Accordingly, the judgment is affirmed in part, reversed in part, and remanded.

All the Justices concur.

HERTZ, Circuit Judge, acting as a Supreme Court Justice, not participating.

NOTES

[1] Diverticulitis is a disease of the colon caused by inflammation of weak spots or pouches on the inside of the colon wall from bacterial contamination.

[2] SDCL 19-12-3 reads:

Although relevant, evidence may be excluded if its probative value is substantially outweighed by the danger of unfair prejudice, confusion of the issues, or misleading the jury, or by considerations of undue delay, waste of time, or needless presentation of cumulative evidence.

[3] SDCL 19-13-7 reads:

A patient has a privilege to refuse to disclose and to prevent any other person from disclosing confidential communications made for the purpose of diagnosis or treatment of his physical, mental or emotional condition, including alcohol or drug addiction, among himself, physician or psychotherapist, and persons who are participating in the diagnosis or treatment under the direction of the physician or psychotherapist, including members of the patient's family.

[4] SDCL 19-13-11 reads:

There is no privilege under § 19-13-7 as to a communication relevant to an issue of the physical, mental or emotional condition of the patient in any proceeding in which he relies upon the condition as an element of his claim or defense or, after the patient's death, in any proceeding in which any party relies upon the condition as an element of his claim or defense.

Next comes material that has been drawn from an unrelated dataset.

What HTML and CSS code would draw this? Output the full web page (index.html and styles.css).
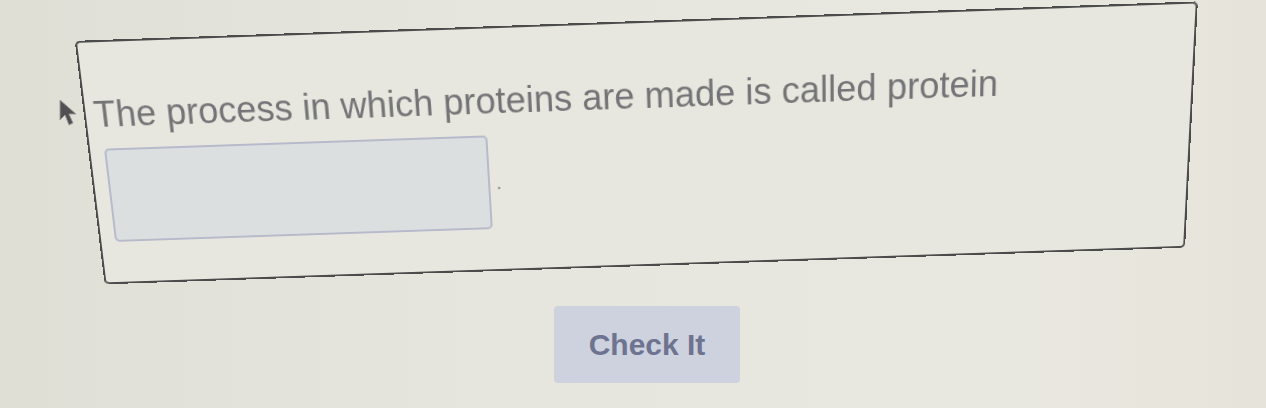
FILE: index.html
```html
<html>
    <link rel="stylesheet" href="styles.css">
<head>
    <meta charset="UTF-8">
    <meta name="viewport" content="width=device-width, initial-scale=1.0">
</head>
<body>
    <div class="page">
        <div class="question">
            <p class="prompt">The process in which proteins are made is called protein</p>
            <div class="answer-row">
                <input class="answer" type="text">
                <span class="period">.</span>
            </div>
        </div>
        <div class="actions">
            <button class="check">Check It</button>
        </div>
    </div>
    <svg class="cursor" width="26" height="30" viewBox="0 0 26 30">
        <path d="M2 2 L2 22 L7 17 L11 27 L15 25 L11 16 L18 16 Z" fill="#505052" stroke="#9a9a9a" stroke-width="1"/>
    </svg>
</body>
</html>
```

FILE: styles.css
```css
body {
    margin: 0;
    width: 1266px;
    height: 408px;
    overflow: hidden;
    background: linear-gradient(90deg, #dfdfd6 0%, #e6e6de 40%, #e9e8e0 80%, #e6e4da 100%);
    font-family: "Liberation Sans", Arial, sans-serif;
    position: relative;
}

.page {
    padding: 22px 0 0 88px;
}

.question {
    width: 1102px;
    height: 248px;
    box-sizing: border-box;
    border: 2px solid #4c4c4c;
    border-radius: 5px;
    background: #e7e7df;
    padding: 50px 10px 0 8px;
    transform: perspective(1000px) rotateX(-9deg) rotate(-2deg);
}

.prompt {
    margin: 0;
    font-size: 36px;
    line-height: 44px;
    color: #747477;
}

.answer-row {
    display: flex;
    align-items: center;
    margin-top: 12px;
}

.answer {
    width: 384px;
    height: 96px;
    box-sizing: border-box;
    margin-left: 6px;
    background: #dcdfe0;
    border: 2px solid #b6bacb;
    border-radius: 5px;
}

.period {
    color: #888;
    font-size: 20px;
    margin-left: 6px;
}

.actions {
    display: flex;
    justify-content: center;
    padding: 36px 0 0 0;
    margin-left: -60px;
}

.check {
    width: 186px;
    height: 77px;
    border: none;
    border-radius: 4px;
    background: #ced1de;
    color: #6e7390;
    font-family: "Liberation Sans", Arial, sans-serif;
    font-weight: bold;
    font-size: 30px;
}

.cursor {
    position: absolute;
    left: 58px;
    top: 98px;
}
```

[5] Instruction No. 7 read:

If a board-certified general surgeon brings to his patient care, skill and knowledge of the reasonable board-certified surgeon, he is not liable to that patient for damages resulting from a good faith error of judgment which he may have been guilty. The law requires a board-certified surgeon to base any professional decision he made on skill and careful study and consideration of the case, but when the decision depends upon the exercise of judgment, the law requires only that the judgment be in good faith. A board-certified surgeon is not an insurer of the correctness of his judgment or the end result of his medical treatment.

The fact that an unfortunate or bad condition resulted to Plaintiff Elston Shamburger during the care afforded to him by Defendant Dr. Behrens does not alone prove that Defendant Dr. Behrens was negligent.

[6] At the time of trial, SDCL 15-6-43(b) was still included in this state's codified laws and read:

A party may interrogate any unwilling or hostile witness by leading questions. A party may call an adverse party or an officer, director, or managing agent of a public or private corporation or of a partnership or association which is an adverse party, and interrogate him by leading questions and contradict and impeach him in all respects as if he had been called by the adverse party, and the witness thus called may be contradicted and impeached by or on behalf of the adverse party also, and may be cross-examined by the adverse party only upon the subject matter of his examination in chief.

In the 1984 Code revision, the South Dakota Code Commission determined that the statute had been superseded by the adoption of SDCL 19-13-1, 19-14-8, 19-14-19, and SDCL 19-14-20 in 1978.